* [Task details]
Of all the lines in these entries, how many contain the string "page"? Give only that count.

# START OF Extracted material

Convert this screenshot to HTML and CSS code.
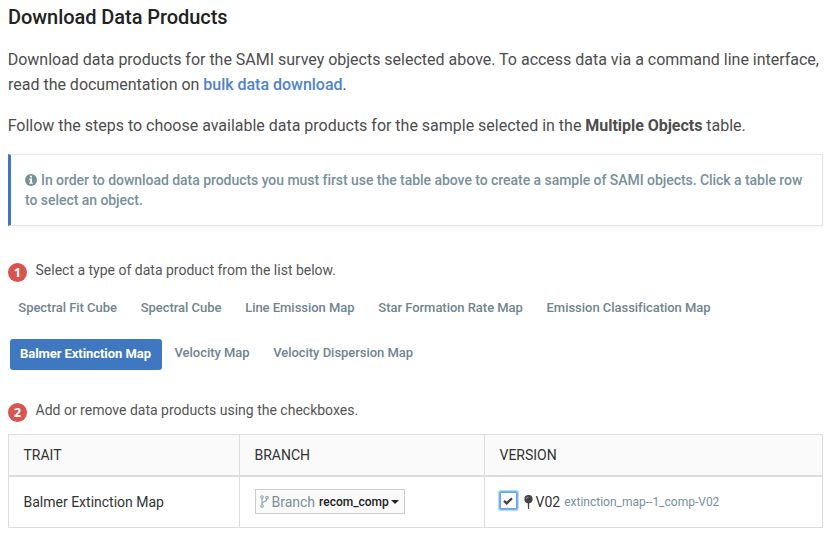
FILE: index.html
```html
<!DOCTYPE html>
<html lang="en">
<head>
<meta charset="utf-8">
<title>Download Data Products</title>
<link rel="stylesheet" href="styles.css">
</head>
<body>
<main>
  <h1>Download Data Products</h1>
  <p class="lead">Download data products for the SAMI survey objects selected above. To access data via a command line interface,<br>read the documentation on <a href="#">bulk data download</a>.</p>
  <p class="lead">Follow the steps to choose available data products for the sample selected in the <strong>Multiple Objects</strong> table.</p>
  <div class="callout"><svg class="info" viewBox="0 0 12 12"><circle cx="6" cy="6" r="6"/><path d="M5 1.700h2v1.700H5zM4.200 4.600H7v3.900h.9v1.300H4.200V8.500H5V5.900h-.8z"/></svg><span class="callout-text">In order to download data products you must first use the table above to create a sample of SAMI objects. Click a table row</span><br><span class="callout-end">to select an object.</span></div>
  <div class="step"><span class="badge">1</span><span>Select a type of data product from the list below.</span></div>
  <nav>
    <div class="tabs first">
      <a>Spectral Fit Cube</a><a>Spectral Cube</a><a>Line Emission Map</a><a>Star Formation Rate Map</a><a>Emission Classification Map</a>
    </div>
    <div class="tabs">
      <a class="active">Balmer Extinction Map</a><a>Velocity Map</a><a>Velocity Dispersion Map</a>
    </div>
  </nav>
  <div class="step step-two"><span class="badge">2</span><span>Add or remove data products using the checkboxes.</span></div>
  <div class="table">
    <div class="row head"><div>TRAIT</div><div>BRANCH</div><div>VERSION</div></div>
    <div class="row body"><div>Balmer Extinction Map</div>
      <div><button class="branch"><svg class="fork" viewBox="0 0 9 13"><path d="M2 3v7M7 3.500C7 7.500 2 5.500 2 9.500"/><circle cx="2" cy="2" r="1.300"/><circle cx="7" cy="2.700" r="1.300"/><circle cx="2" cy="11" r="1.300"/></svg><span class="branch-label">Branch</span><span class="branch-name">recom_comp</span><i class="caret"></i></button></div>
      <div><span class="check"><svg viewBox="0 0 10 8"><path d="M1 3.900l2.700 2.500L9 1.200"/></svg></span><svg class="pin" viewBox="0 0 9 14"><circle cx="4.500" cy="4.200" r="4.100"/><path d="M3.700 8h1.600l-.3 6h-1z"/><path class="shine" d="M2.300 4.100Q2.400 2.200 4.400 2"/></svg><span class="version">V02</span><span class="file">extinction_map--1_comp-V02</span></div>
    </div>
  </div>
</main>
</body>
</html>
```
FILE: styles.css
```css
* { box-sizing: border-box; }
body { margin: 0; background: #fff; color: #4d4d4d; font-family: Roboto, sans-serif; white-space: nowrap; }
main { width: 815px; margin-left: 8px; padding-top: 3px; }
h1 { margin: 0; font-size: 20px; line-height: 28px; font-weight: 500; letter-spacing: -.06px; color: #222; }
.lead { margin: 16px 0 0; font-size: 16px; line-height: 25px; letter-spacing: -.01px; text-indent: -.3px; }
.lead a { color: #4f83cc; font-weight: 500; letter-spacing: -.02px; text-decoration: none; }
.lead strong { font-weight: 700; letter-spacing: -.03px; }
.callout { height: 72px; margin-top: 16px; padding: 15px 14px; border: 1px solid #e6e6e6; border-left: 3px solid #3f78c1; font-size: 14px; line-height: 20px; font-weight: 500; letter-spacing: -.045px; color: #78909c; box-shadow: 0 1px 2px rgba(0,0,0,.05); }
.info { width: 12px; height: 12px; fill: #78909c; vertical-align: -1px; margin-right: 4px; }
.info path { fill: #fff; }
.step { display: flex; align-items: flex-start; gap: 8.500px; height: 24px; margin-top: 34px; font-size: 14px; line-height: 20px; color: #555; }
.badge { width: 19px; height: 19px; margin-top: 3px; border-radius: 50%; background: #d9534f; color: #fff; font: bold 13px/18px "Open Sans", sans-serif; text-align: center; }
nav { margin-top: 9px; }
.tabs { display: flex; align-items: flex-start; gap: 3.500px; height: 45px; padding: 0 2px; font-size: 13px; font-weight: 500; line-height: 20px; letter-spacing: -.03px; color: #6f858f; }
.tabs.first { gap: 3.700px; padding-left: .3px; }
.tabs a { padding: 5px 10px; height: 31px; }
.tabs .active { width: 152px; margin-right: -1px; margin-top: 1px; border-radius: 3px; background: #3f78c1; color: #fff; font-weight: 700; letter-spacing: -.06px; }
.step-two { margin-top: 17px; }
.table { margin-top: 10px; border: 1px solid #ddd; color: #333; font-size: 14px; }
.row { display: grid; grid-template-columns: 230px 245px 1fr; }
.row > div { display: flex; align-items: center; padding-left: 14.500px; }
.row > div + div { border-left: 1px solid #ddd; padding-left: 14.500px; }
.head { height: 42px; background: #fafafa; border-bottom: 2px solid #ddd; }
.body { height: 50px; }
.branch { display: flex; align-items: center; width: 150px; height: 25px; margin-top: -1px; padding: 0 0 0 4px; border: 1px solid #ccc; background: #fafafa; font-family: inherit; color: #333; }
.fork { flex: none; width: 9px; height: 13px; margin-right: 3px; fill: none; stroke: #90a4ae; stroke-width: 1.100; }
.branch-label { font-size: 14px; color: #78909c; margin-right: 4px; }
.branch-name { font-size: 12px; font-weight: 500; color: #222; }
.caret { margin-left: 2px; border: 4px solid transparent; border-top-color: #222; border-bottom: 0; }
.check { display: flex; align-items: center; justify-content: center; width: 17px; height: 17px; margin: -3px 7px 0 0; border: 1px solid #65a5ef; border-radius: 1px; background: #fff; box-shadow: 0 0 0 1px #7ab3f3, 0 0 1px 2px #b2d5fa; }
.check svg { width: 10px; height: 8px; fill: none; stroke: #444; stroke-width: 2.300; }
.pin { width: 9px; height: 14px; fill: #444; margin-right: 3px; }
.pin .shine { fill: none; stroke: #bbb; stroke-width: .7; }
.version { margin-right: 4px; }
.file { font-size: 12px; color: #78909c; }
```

# END OF Extracted material
# START OF Extracted material

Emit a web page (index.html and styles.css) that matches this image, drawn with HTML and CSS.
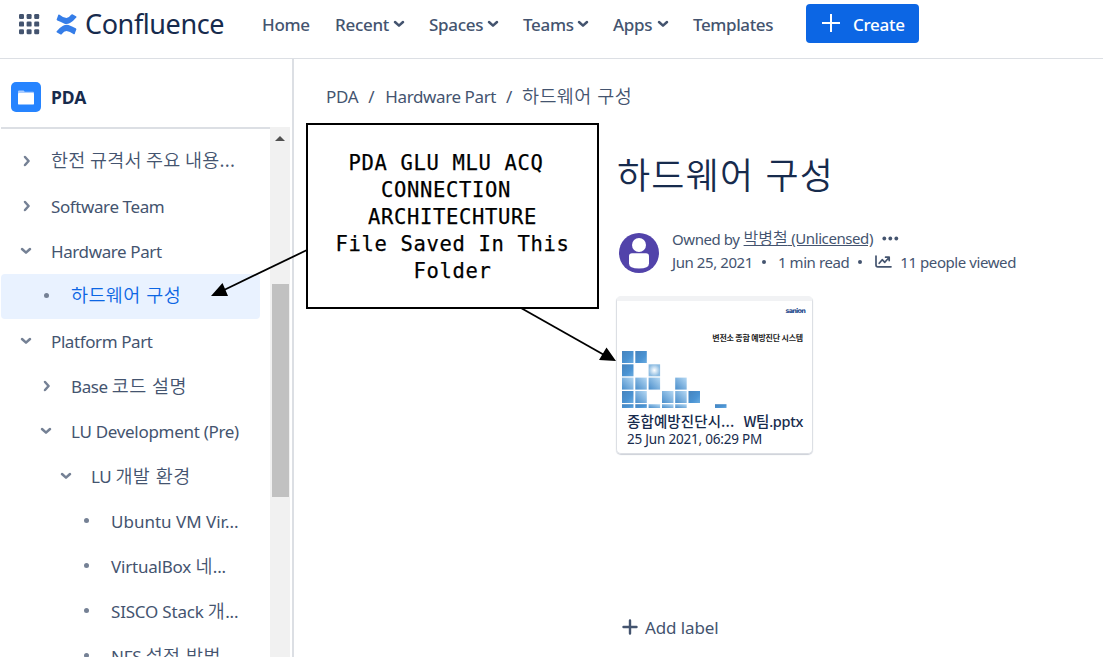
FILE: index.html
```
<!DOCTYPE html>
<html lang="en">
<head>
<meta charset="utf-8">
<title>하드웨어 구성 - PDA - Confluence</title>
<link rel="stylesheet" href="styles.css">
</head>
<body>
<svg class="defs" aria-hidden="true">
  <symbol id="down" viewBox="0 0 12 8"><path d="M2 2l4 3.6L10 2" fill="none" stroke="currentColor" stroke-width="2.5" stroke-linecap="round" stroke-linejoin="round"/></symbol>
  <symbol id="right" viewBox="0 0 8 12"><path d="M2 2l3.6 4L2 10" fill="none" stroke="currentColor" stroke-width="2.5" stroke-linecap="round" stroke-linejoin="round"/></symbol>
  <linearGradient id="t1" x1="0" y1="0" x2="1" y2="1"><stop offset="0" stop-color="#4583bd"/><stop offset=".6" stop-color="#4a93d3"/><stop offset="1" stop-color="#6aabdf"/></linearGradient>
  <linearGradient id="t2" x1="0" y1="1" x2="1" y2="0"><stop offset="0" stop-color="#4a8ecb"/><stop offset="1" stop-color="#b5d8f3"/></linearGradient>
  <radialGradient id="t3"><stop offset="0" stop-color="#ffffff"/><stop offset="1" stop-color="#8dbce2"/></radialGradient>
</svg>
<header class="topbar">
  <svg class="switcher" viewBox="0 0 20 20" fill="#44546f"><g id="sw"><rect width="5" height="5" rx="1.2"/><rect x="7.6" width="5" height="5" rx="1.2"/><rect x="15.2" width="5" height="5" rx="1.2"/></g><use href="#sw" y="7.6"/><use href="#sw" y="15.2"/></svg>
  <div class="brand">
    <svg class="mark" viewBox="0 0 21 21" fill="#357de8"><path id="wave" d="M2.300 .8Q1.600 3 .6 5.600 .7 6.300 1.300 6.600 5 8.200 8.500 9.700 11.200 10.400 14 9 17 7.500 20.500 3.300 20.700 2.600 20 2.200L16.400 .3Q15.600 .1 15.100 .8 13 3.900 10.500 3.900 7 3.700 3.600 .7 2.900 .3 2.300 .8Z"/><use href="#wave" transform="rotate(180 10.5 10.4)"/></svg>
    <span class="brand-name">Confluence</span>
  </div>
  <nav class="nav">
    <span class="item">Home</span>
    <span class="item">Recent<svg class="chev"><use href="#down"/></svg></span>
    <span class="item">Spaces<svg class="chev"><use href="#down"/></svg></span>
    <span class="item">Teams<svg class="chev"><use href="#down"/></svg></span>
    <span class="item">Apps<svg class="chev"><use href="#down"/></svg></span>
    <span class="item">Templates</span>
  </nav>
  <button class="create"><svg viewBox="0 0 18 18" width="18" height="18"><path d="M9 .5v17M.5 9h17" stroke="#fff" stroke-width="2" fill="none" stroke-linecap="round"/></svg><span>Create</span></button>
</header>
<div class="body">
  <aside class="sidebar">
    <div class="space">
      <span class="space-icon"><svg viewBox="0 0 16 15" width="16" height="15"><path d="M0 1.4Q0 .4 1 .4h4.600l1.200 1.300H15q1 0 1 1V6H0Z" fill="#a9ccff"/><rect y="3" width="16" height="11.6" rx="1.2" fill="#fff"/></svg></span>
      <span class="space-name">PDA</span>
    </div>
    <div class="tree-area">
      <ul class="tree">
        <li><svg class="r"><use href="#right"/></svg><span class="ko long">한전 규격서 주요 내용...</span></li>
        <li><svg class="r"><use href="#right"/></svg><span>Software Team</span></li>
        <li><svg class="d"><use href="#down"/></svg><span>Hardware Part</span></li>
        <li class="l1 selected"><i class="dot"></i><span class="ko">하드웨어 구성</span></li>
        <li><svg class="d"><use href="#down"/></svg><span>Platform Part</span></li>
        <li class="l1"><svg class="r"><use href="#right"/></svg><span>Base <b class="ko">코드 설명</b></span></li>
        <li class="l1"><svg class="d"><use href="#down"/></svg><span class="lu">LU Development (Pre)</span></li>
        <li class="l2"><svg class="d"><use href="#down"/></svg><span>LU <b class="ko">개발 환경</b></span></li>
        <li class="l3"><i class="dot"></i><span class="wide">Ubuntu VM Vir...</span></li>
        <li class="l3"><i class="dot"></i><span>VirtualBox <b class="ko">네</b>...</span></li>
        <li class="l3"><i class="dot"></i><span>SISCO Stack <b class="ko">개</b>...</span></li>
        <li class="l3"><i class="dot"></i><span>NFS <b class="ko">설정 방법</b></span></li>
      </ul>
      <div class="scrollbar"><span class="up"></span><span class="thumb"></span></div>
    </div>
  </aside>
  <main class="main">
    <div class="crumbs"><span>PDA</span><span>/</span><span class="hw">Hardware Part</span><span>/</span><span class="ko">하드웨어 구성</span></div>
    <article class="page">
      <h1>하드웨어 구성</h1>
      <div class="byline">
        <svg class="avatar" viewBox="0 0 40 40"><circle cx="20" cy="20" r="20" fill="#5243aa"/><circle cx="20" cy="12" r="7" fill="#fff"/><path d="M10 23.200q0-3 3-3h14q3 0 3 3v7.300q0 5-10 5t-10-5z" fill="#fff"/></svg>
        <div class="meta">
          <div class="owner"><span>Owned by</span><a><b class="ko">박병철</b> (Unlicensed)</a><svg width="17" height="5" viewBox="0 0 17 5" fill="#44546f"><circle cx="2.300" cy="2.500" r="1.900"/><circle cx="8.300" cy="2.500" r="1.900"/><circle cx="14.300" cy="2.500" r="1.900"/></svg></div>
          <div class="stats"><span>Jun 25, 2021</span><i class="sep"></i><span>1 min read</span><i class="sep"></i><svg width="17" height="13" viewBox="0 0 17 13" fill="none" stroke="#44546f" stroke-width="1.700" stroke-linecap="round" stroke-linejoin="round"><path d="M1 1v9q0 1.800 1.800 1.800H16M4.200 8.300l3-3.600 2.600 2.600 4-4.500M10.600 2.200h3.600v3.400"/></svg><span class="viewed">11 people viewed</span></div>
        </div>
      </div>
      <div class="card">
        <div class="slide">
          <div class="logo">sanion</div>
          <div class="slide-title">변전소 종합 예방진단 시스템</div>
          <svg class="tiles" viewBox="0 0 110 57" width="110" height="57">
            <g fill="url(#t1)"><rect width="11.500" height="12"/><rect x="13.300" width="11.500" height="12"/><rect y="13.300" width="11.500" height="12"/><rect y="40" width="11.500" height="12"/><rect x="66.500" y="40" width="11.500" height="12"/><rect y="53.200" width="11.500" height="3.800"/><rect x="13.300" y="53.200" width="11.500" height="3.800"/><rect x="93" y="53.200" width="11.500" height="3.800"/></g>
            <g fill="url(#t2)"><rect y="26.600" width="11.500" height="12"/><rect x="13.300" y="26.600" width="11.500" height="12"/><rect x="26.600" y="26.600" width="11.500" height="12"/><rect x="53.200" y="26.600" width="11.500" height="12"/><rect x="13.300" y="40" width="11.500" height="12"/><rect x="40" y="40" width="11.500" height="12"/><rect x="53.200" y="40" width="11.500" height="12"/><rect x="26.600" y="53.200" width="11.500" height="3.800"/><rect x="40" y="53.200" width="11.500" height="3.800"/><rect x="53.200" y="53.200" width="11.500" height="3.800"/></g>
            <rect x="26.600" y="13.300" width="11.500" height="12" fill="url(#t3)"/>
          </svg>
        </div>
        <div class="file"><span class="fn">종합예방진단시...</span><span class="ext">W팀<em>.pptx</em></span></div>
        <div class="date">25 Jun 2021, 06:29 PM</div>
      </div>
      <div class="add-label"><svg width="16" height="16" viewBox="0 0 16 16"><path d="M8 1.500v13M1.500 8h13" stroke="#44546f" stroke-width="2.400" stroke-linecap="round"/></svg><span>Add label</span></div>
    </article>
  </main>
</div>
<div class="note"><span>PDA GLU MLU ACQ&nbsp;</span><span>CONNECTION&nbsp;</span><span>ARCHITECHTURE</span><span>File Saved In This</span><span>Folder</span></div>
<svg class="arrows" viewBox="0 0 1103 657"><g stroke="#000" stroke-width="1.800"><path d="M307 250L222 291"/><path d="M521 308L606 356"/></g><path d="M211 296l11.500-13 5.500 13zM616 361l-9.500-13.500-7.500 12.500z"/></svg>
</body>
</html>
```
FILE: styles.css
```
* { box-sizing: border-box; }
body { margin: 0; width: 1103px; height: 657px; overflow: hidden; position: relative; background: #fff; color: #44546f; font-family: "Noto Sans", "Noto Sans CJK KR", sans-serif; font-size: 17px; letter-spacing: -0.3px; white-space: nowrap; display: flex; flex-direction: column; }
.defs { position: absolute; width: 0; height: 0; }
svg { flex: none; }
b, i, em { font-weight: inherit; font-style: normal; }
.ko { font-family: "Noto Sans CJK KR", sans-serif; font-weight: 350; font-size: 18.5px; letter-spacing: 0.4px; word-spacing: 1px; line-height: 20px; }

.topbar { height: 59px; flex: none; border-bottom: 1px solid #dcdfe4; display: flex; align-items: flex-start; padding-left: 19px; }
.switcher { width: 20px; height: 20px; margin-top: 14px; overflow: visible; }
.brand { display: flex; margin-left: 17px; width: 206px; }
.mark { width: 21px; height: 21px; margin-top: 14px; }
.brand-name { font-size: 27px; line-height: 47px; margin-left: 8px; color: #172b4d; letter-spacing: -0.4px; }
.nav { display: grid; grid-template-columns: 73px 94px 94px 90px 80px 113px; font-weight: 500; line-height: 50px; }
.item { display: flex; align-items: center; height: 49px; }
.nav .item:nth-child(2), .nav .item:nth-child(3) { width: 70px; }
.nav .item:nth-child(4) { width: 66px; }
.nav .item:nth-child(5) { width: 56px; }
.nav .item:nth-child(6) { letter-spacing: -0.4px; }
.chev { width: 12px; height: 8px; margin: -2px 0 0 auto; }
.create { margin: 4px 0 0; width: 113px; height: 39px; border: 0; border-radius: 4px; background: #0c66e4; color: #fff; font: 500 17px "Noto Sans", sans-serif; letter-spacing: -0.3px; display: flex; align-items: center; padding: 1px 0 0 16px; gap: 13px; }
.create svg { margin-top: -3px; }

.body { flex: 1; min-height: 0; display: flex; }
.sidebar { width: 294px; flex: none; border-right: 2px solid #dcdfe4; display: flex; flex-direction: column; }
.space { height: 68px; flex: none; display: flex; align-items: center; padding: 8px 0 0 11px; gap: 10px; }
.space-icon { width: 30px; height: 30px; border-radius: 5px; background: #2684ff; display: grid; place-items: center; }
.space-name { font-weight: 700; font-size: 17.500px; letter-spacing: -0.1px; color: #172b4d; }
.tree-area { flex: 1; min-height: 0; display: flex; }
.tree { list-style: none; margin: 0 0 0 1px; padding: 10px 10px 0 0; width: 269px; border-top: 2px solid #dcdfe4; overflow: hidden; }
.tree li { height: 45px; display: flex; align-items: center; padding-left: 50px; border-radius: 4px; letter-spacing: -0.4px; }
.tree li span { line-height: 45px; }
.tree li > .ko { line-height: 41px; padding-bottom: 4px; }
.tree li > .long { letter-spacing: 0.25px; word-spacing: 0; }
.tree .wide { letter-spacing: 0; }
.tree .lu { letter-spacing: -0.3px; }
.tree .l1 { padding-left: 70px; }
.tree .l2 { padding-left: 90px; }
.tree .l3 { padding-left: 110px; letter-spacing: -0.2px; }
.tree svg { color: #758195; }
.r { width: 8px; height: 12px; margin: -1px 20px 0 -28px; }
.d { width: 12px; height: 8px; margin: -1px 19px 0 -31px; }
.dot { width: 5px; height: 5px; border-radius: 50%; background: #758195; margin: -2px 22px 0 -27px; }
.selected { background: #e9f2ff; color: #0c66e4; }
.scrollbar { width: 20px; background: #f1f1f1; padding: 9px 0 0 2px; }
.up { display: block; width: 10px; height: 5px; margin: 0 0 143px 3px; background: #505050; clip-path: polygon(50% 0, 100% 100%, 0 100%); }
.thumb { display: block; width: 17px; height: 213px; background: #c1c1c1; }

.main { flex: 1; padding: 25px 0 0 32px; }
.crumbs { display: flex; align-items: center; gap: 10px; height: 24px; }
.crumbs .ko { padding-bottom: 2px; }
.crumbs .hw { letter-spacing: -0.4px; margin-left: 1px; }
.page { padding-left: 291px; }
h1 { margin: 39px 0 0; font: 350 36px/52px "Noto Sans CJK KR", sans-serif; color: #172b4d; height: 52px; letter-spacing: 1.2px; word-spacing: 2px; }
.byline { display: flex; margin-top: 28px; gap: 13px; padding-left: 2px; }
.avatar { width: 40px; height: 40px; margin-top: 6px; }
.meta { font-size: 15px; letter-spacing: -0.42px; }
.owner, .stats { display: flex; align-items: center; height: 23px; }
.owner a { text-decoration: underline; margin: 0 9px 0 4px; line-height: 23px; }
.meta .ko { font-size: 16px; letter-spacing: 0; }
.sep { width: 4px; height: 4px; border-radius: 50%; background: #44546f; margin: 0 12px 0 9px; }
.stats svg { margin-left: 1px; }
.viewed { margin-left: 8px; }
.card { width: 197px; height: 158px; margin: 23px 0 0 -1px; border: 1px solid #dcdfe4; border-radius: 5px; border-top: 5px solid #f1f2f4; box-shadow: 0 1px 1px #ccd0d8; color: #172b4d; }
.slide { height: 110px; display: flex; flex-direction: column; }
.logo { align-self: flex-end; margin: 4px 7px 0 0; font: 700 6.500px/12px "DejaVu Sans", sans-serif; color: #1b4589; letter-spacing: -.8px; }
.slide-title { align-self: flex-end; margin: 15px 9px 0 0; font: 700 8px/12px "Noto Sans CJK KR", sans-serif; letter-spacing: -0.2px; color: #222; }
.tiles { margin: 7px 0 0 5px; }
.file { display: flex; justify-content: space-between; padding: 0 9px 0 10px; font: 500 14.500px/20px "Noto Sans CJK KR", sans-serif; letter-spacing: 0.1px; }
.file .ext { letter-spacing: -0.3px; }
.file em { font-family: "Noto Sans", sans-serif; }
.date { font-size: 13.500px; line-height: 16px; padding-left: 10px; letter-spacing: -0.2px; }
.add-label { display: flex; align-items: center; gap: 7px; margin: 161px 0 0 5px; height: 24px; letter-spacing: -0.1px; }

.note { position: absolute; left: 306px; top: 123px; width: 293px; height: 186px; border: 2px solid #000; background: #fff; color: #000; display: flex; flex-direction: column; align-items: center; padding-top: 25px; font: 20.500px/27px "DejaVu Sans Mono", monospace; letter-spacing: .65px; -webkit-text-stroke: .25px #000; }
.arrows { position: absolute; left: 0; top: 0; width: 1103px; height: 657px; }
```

# END OF Extracted material

* [Solution to this problem]
3